For UT alumna Ashley Hawkins, the title of general manager at I Love Juice Bar is one of the past, after she quit following a meeting held by the new owners of the Turkey Creek location a few weeks ago.

Hawkins shared stories from the meeting on social media Monday, writing that “insinuative t-shirts” were given to each employee. The t-shirts, which display the bottom half of a woman’s figure and the words “squeeze me please” were described as “incredibly offensive” and “absolutely disgusting.”

According to Hawkins, new owner Hein Pham suggested the women could use their “bodies for more tips and ultimately to get him more money.” In addition to the presentation of new uniforms, the owner also announced a new district manager. The newly-promoted district manager, Hawkins said, had been “reported by customers and employees alike as a pervert, a flirt, and overall very unprofessional man.”

Pham’s wife and co-owner Christina Nguyen denied the allegations in a post on Nguyen’s Facebook page. In the post, Nguyen said the business only had one uniform: “the black apron with Juice Bar logo in front.”

“The T-shirt picture that is being circulated was a donated promotional item that was misprinted and never approved,” Nguyen continued. “No employees had or has ever worn it. In fact, if you ask all our current employees, they have never seen it.”

After clearing what she saw as confusion, Nguyen said Juice Bar has female ownership and management, adding that the sexual misconduct accusations didn’t occur until the entire staff was fired on May 27, after she took over the location. Nguyen said the firings were due to “minority business owner discrimination” and a lack of cooperation.

Nguyen was not available for additional comment.

Although claiming to have fired the staff, Hawkins claims that her entire staff resigned following the meeting with new ownership.

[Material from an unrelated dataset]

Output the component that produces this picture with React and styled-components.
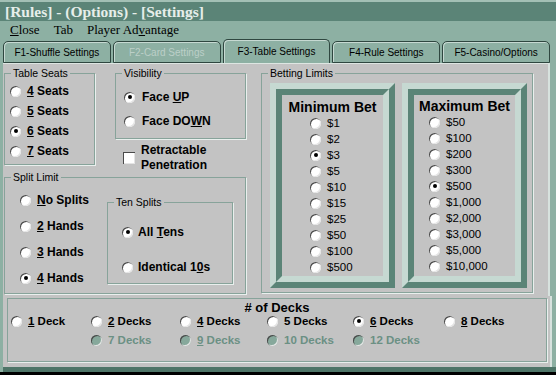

Co-worker Caroline Bolen shared her own experiences in a post on Instagram, saying that they reach out to corporate, but “they have decided to do absolutely nothing about it.”

“In fact,” Bolen added, “their response was a perfect example of why people can still get away with this without consequence.”

Bolen continued in her post to ask Juice Bar why the t-shirt should represent the company, adding that it is not a gender issue, but a societal and entitlement issue.

“I refuse to work for a company that promotes sexism and disrespect among fellow employees,” Bolen said. “Everyone, no matter gender, deserves to feel comfortable in their workplace.”

Bolen encouraged anyone in a similar situation to speak up.

“Please stand up for yourself, even if it's scary, even if the response is discouraging. Please don't be quiet,” Bolen said. “I stand with my brave manager Ashley, I stand with my co-workers who have turned into my family, and I stand for myself.”

Bolen denied to comment further than her Instagram post, saying it voices all she needed to say.

UT alumna Loraine Ilia shared Hawkin’s post with over 7,000 female current and graduated UT students through the “UTK Girls Buy Sell Trade” Facebook page. Ilia emphasized the importance of awareness and protection, urging UT women to avoid working at Juice Bar and supporting the business.

“When Ashley first told me the story, I was really angry and sad something like this had happened,” Ilia told the Daily Beacon. “She’s my friend and I actually worked with her at the Juice Bar a few years ago, and had a great time working under her, knowing how much she tried to make it a safe space for everyone, especially her employees.”

Ilia went on to say that she felt women are too familiar with the type of incident.

“This isn’t the first nor will it be the last time we hear about sexual harassment in the workplace,” Ilia said. “I want women (and men who have experienced this) to feel like they should be able to freely talk about this problem without being harshly questioned especially when the topic is such a vulnerable one.”

For Hawkins, what Bolen and Ilia suggested rings true for her too, as she continues to bring awareness using the hashtag “#metoo.”

“I wish to come forward today just to say this is not ok! Corporations must stop turning a blind eye to those who have the courage to speak up,” Hawkins said. “We are not liars. We are not being dramatic. We are men and women who just want the right to come into our place of work and not worry if we will be violated that day.”

Hawkins was not available for further comment.